Dane County’s 2019 budget will include extra funds aimed at improving the county’s response to mental health and opioid-related incidents.
The annual budget, which will be released in full on Oct. 1, will contains the largest increase in funding for frontline mental health services in county history, Dane County Executive Joe Parisi said Thursday.
Part of those funds will benefit the emergency mobile mental crisis program will receive a $320,000 increase in order to add three more crisis workers to the program in addition to the two existing employees, who work within the Madison Police Department. One of the additional three will work with the Dane County Sheriff’s office.
The mobile mental crisis program, introduced by the county in 2016, received more than 41,000 calls for assistance in 2017, county officials said.
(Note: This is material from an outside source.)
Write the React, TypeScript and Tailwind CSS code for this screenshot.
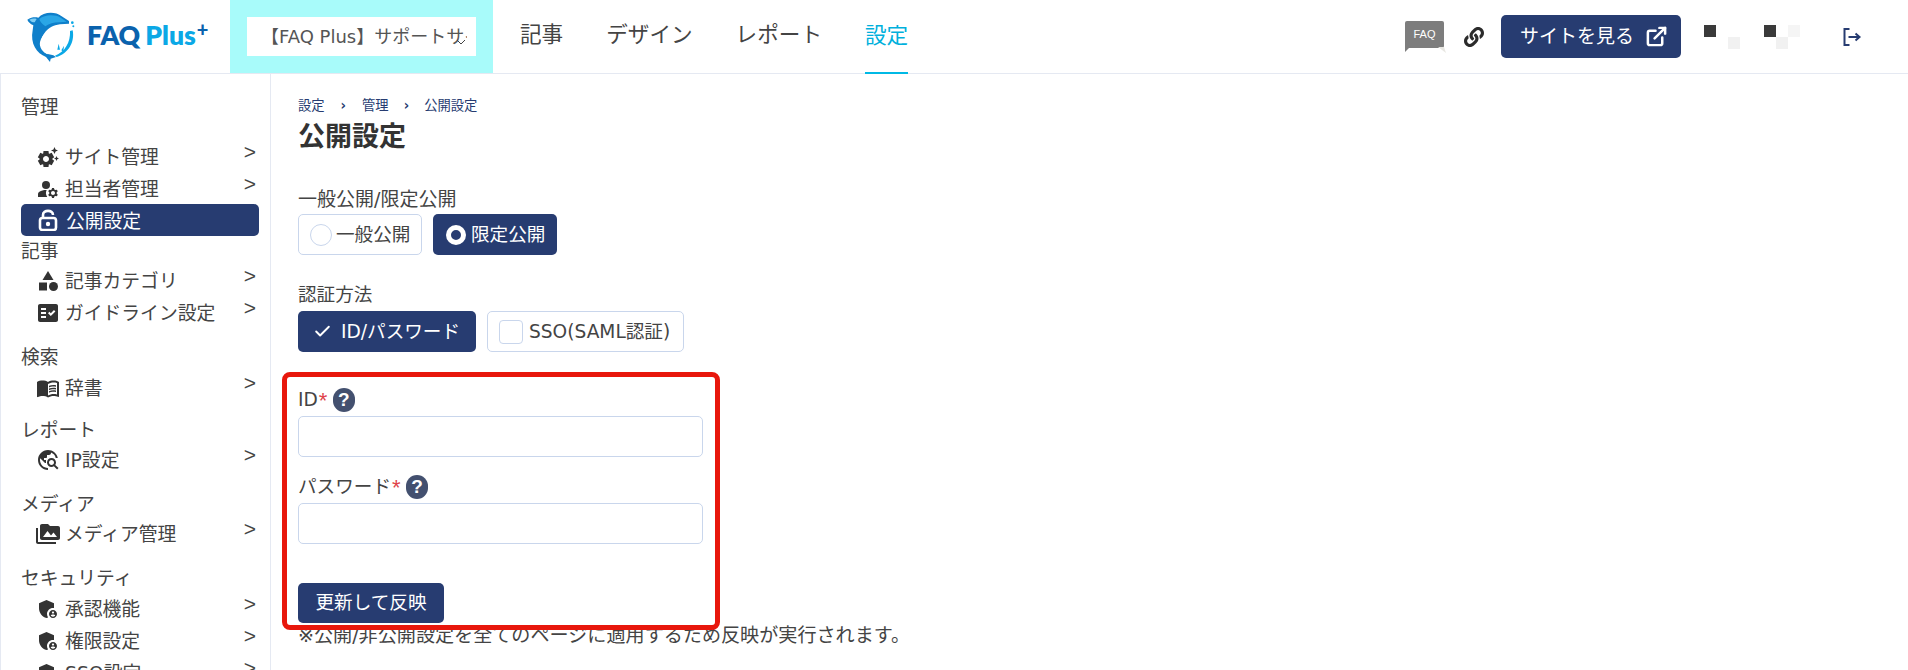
import {ReactNode} from 'react';
import {
    MdAdminPanelSettings,
    MdCategory,
    MdFactCheck,
    MdManageAccounts,
    MdMenuBook,
    MdPermMedia,
    MdSettingsSuggest,
    MdTravelExplore,
} from 'react-icons/md';
import {FaLink} from 'react-icons/fa';
import {LuCheck, LuExternalLink} from 'react-icons/lu';

const font = 'font-["DejaVu_Sans","Noto_Sans_CJK_JP",sans-serif]';

function DolphinLogo() {
    return (
        <svg width="60" height="60" viewBox="0 0 180 180" className="shrink-0">
            <path d="M22 38 C35 30 45 30 55 32 C70 15 105 12 125 28 L147 42 L147 50 L120 52 C100 55 85 62 72 80 C58 100 60 125 80 140 L100 145 L108 150 L92 155 L90 165 L78 150 C50 140 30 110 38 70 L40 55 C30 50 25 45 22 38 Z" fill="#0f7fca" />
            <path d="M58 36 C75 22 105 22 122 32 L140 44 L118 46 C100 46 88 50 76 58 C66 50 60 44 58 36 Z" fill="#2aa6e6" />
            <path d="M105 60 C85 66 65 85 60 105 C57 120 68 137 84 142 C76 127 74 110 80 96 C85 85 96 72 112 64 Z" fill="#ffffff" />
            <path d="M28 38 C36 34 44 34 50 36 L44 46 C36 46 32 43 28 38 Z" fill="#7fcdf3" />
            <path d="M158 70 C165 105 145 140 110 150 L105 146 C135 135 152 105 150 72 Z" fill="#0ba8e6" />
            <circle cx="157" cy="47" r="4" fill="#0ba8e6" />
            <circle cx="160" cy="58" r="3" fill="#0ba8e6" />
            <path d="M112 128 L116 110 L120 128 Z M124 130 L132 116 L130 134 Z" fill="#0ba8e6" />
        </svg>
    );
}

function Logo() {
    return (
        <div className="flex w-[230px] shrink-0 items-center pl-[20px]">
            <DolphinLogo />
            <div className='mb-[2px] ml-[7px] flex items-start font-["Lato",sans-serif] text-[26.5px] leading-none font-extrabold'>
                <span className="text-[#0a62ad]">FAQ</span>
                <span className="ml-[5px] text-[#0ba8e6]">Plus</span>
                <span className="-mt-[3px] ml-[1px] text-[20px] font-black text-[#0a62ad]">+</span>
            </div>
        </div>
    );
}

function FaqBubble() {
    return (
        <div className="relative flex h-[31px] w-[42px] flex-col">
            <div className="flex h-[27px] w-[39px] items-center justify-center rounded-[2px] bg-[#7d7d7d] font-['Liberation_Sans',sans-serif] text-[11px] text-white">FAQ</div>
            <svg width="42" height="7" viewBox="0 0 42 7" className="absolute top-[25px] left-0">
                <path d="M0 0 H6 L0 6 Z" fill="#7d7d7d" />
                <path d="M33 1 H39 L41 7 Z" fill="#e8e7e2" />
            </svg>
        </div>
    );
}

function Header() {
    return (
        <header className="flex h-[74px] shrink-0 items-stretch border-b border-[#e5e9f2]">
            <Logo />
            <div className="flex w-[263px] shrink-0 items-center justify-center bg-[#a8fbfa] pb-[1px]">
                <div className="relative flex h-[39px] w-[229px] items-center bg-white pr-[9px] pl-[14px]">
                    <span className="overflow-hidden text-[18px] whitespace-nowrap text-[#555]">【FAQ Plus】サポートサイト</span>
                    <svg width="10" height="6" viewBox="0 0 10 6" fill="none" stroke="#444" strokeWidth="1" className="absolute top-[22px] right-[10px]">
                        <path d="M1 1 L5 5 L9 1" />
                    </svg>
                </div>
            </div>
            <nav className="ml-[27px] flex gap-[43px] text-[21.6px] text-[#444]">
                <div className="flex items-center pb-[2px]">記事</div>
                <div className="flex items-center pb-[2px]">デザイン</div>
                <div className="flex items-center pb-[2px]">レポート</div>
                <div className="-mb-px flex items-center border-b-[2px] border-[#00b9e5] text-[#00b0dc]">設定</div>
            </nav>
            <div className="ml-auto flex items-center pr-[46px]">
                <FaqBubble />
                <FaLink className="ml-[17px] text-[20px] text-[#2b2b2b]" />
                <button className="ml-[17px] flex h-[43px] w-[180px] items-center justify-center gap-[11px] rounded-[5px] bg-[#273c71] pl-[6px] text-[19px] text-white">
                    サイトを見る
                    <LuExternalLink className="text-[23px]" strokeWidth={2.6} />
                </button>
                <div className="ml-[23px] grid h-[24px] w-[95px] grid-cols-[repeat(8,12px)] grid-rows-2">
                    <div className="bg-[#3a3a3a]" />
                    <div />
                    <div className="col-start-3 row-start-2 bg-[#f1f1f1]" />
                    <div className="col-start-6 row-start-1 bg-[#3a3a3a]" />
                    <div className="col-start-7 row-start-2 bg-[#f1f1f1]" />
                    <div className="col-start-8 row-start-1 bg-[#f5f5f5]" />
                </div>
                <svg width="20" height="20" viewBox="0 0 19 20" fill="none" stroke="#273c71" strokeWidth="2" className="ml-[43px]">
                    <path d="M7 2 H2 V18 H7" />
                    <path d="M6 10 H17 M13 6.5 L17 10 L13 13.5" />
                </svg>
            </div>
        </header>
    );
}

function OpenLock() {
    return (
        <svg width="20" height="22" viewBox="0 0 20 22" fill="none" stroke="#fff" strokeWidth="2.6">
            <path d="M5 9 V6 C5 0.5 15 0.5 15 6" />
            <rect x="2" y="9" width="16" height="12" rx="2.5" />
            <circle cx="10" cy="15" r="2.2" fill="#fff" stroke="none" />
        </svg>
    );
}

type ItemProps = {
    icon: ReactNode;
    label: string;
    active?: boolean;
    className?: string;
};

function SideItem({icon, label, active, className}: ItemProps) {
    if (active) {
        return (
            <div className={`flex h-[32px] items-center rounded-[5px] bg-[#273c71] pl-[17px] text-white ${className ?? ''}`}>
                <span className="flex w-[28px] shrink-0 justify-start">{icon}</span>
                <span className="pt-[4px]">{label}</span>
            </div>
        );
    }
    return (
        <div className={`flex h-[32px] items-center pt-[2px] pl-[15px] ${className ?? ''}`}>
            <span className="flex w-[29px] shrink-0 items-center text-[24px] text-[#333]">{icon}</span>
            <span className="pt-[2px]">{label}</span>
            <span className="mr-[3px] ml-auto -translate-y-[5px] font-['Liberation_Sans',sans-serif] text-[21px]">&gt;</span>
        </div>
    );
}

function GroupLabel({label, className}: {label: string; className?: string}) {
    return <div className={`flex h-[28px] items-center pt-[4px] ${className ?? ''}`}>{label}</div>;
}

function Sidebar() {
    return (
        <aside className="h-[596px] w-[271px] shrink-0 overflow-hidden border-x border-[#e5e9f2] pr-[11px] pl-[20px] text-[18.8px] text-[#444]">
            <GroupLabel className="mt-[18px]" label="管理" />
            <SideItem className="mt-[20px]" icon={<MdSettingsSuggest />} label="サイト管理" />
            <SideItem icon={<MdManageAccounts />} label="担当者管理" />
            <SideItem active icon={<OpenLock />} label="公開設定" />
            <GroupLabel label="記事" />
            <SideItem icon={<MdCategory />} label="記事カテゴリ" />
            <SideItem icon={<MdFactCheck />} label="ガイドライン設定" />
            <GroupLabel className="mt-[14px]" label="検索" />
            <SideItem className="mt-[1px]" icon={<MdMenuBook />} label="辞書" />
            <GroupLabel className="mt-[12px]" label="レポート" />
            <SideItem icon={<MdTravelExplore />} label="IP設定" />
            <GroupLabel className="mt-[14px]" label="メディア" />
            <SideItem icon={<MdPermMedia />} label="メディア管理" />
            <GroupLabel className="mt-[14px]" label="セキュリティ" />
            <SideItem className="mt-[1px]" icon={<MdAdminPanelSettings />} label="承認機能" />
            <SideItem icon={<MdAdminPanelSettings />} label="権限設定" />
            <SideItem icon={<MdAdminPanelSettings />} label="SSO設定" />
        </aside>
    );
}

function Breadcrumb() {
    return (
        <div className="flex h-[16px] items-center text-[13.3px] text-[#273c71]">
            <span>設定</span>
            <span className="mx-[16px] font-bold">›</span>
            <span>管理</span>
            <span className="mx-[15px] font-bold">›</span>
            <span>公開設定</span>
        </div>
    );
}

function Help() {
    return (
        <span className="ml-[2px] flex h-[24px] w-[22px] items-center justify-center rounded-full bg-[#43506f] font-['Liberation_Sans',sans-serif] text-[19px] font-bold text-white">?</span>
    );
}

function Field({label, className}: {label: string; className?: string}) {
    return (
        <div className={className}>
            <div className="flex h-[28px] items-center">
                {label}
                <span className="w-[13px] pl-[1px] font-['Liberation_Sans',sans-serif] text-[22px] text-[#e0434b]">*</span>
                <Help />
            </div>
            <div className="mt-[2px] h-[41px] rounded-[5px] border border-[#c9d6ec] bg-white" />
        </div>
    );
}

function Main() {
    return (
        <main className="flex-1 pt-[24px] pl-[27px] text-[18.6px] text-[#444]">
            <Breadcrumb />
            <h1 className="mt-[4px] flex h-[38px] items-center text-[27px] font-bold text-[#333]">公開設定</h1>
            <div className="mt-[29px] flex h-[28px] items-center text-[19px]">一般公開/限定公開</div>
            <div className="mt-[1px] flex gap-[11px]">
                <div className="flex h-[41px] w-[124px] items-center rounded-[5px] border border-[#c9d6ec] pl-[11px]">
                    <span className="mr-[4px] h-[22px] w-[22px] rounded-full border border-[#c9d6ec]" />
                    一般公開
                </div>
                <div className="flex h-[41px] w-[124px] items-center rounded-[5px] bg-[#273c71] pl-[13px] text-white">
                    <span className="mr-[5px] h-[20px] w-[20px] rounded-full border-[5px] border-white" />
                    限定公開
                </div>
            </div>
            <div className="mt-[26px] flex h-[28px] items-center">認証方法</div>
            <div className="mt-[2px] flex gap-[11px]">
                <div className="flex h-[41px] w-[178px] items-center rounded-[5px] bg-[#273c71] pl-[15px] text-white">
                    <LuCheck className="mr-[9px] text-[19px]" strokeWidth={2.4} />
                    ID/パスワード
                </div>
                <div className="flex h-[41px] w-[197px] items-center rounded-[5px] border border-[#c9d6ec] pl-[11px]">
                    <span className="mr-[6px] h-[24px] w-[24px] rounded-[4px] border border-[#c9d6ec]" />
                    SSO(SAML認証)
                </div>
            </div>
            <div className="relative mt-[34px] w-[405px]">
                <Field label="ID" />
                <Field className="mt-[16px]" label="パスワード" />
                <button className="mt-[39px] flex h-[40px] w-[146px] items-center justify-center rounded-[5px] bg-[#273c71] text-white">更新して反映</button>
                <div className="pointer-events-none absolute -top-[14px] -right-[17px] -bottom-[7px] -left-[16px] rounded-[8px] border-[5px] border-[#e8170c]" />
            </div>
            <p className="mt-[2px] text-[19.1px] leading-[22px]">※公開/非公開設定を全てのページに適用するため反映が実行されます。</p>
        </main>
    );
}

export default function App() {
    return (
        <div className={`flex h-[670px] w-[1908px] flex-col overflow-hidden rounded-t-[10px] bg-white ${font}`}>
            <Header />
            <div className="flex min-h-0 flex-1">
                <Sidebar />
                <Main />
            </div>
        </div>
    );
}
The budget will also include $25,000 for crisis intervention training focusing on de-escalation for local law enforcement.
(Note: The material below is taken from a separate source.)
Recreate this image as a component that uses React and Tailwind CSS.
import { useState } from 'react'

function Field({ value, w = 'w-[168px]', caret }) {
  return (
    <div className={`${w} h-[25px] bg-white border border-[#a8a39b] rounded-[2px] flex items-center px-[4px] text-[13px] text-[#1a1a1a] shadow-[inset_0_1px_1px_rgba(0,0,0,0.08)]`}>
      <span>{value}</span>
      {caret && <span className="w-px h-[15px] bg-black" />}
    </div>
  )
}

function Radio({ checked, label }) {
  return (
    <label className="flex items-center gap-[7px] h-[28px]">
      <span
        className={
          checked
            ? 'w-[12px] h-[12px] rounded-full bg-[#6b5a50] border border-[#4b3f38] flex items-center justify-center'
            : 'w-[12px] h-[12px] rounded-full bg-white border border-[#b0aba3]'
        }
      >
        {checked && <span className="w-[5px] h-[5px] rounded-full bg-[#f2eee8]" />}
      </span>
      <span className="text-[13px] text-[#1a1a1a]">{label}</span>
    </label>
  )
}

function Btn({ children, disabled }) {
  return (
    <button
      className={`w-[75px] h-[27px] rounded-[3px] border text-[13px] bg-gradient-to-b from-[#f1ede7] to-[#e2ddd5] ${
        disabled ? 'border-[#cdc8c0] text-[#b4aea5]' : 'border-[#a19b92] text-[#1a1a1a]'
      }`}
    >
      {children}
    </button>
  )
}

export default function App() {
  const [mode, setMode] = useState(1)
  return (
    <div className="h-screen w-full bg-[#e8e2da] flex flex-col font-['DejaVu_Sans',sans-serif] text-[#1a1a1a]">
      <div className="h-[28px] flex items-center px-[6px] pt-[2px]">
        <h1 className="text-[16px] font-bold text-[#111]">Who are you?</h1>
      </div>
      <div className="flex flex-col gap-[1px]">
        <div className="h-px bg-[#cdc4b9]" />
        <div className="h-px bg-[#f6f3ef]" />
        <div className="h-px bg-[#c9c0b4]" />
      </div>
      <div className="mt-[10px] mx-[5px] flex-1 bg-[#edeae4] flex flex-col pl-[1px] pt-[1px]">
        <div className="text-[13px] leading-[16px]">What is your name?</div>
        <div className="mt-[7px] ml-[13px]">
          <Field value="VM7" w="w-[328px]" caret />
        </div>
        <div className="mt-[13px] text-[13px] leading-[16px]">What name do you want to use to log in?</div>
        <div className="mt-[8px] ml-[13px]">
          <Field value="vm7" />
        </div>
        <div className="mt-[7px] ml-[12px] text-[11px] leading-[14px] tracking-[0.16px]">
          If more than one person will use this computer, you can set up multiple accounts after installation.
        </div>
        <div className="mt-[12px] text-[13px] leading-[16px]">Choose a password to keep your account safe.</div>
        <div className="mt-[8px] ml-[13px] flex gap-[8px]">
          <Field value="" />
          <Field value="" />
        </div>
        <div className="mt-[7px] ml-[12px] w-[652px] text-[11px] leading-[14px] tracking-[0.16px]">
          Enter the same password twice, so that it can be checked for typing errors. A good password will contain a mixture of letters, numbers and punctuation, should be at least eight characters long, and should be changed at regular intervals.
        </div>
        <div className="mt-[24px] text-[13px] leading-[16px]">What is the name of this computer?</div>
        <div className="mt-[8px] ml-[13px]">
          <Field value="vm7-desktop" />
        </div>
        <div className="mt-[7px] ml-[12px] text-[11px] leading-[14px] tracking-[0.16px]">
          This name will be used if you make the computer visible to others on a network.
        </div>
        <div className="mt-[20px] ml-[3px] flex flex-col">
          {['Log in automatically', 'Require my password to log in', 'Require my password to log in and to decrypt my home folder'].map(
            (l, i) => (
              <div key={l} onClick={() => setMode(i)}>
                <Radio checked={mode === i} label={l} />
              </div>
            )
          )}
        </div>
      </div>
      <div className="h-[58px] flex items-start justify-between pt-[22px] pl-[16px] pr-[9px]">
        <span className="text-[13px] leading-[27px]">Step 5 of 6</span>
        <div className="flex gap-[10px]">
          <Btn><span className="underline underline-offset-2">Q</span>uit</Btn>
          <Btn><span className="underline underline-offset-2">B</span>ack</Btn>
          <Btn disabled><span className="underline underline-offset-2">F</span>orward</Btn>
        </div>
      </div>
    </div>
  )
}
As part of the county’s ongoing fight against the opioid epidemic, the budget will include $125,000 for Emergency Department to Recovery and Jail to Recovery programs, operated by Madison-based nonprofit Safe Communities. The Emergency Department to Recovery program, which aims to get individuals into treatment after drug-related emergency room visits, reported a 90 percent success rate.
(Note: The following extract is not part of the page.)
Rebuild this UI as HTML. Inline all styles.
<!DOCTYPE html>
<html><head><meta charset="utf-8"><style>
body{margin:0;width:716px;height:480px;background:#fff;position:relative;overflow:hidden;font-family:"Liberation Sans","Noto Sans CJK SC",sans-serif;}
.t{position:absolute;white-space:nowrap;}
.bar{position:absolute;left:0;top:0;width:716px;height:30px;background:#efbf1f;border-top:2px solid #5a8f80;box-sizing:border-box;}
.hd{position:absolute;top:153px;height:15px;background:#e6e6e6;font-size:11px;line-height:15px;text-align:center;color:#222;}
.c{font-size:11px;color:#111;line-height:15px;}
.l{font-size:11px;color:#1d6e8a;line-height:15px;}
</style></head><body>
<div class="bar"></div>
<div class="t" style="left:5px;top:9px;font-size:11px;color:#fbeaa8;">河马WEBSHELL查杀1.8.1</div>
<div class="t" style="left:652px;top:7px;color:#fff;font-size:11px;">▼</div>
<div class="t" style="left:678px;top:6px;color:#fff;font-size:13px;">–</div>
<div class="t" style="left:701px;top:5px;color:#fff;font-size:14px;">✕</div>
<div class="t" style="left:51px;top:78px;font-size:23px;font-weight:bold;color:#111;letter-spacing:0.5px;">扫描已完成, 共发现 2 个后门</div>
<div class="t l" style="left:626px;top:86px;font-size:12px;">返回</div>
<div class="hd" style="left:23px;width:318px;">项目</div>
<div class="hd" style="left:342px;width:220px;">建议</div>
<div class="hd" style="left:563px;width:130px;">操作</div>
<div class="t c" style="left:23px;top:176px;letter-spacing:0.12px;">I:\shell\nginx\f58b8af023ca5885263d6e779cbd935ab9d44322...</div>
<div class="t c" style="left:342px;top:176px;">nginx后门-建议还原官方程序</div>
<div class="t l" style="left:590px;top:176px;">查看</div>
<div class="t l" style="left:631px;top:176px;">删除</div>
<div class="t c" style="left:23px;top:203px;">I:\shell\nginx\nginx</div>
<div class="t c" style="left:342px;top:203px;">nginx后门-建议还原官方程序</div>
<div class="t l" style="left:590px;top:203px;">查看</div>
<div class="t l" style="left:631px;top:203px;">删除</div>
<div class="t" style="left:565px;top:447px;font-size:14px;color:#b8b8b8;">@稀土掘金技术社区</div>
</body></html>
The county will also devote $10,000 to making Narcan, a drug that can reverse effects of opioid overdoses, more readily available throughout the county. Through the new funds, the county will be able to give Narcan to more than 125 county businesses.
Parisi, who has aggressively gone after drug manufacturers for their role in the opioid crisis, said more than 200 heroin overdoses occurred in Madison during the first eight months of 2018, already surpassing 2017’s total of 142. Parisi also said overdose deaths have risen 120 percent since last year.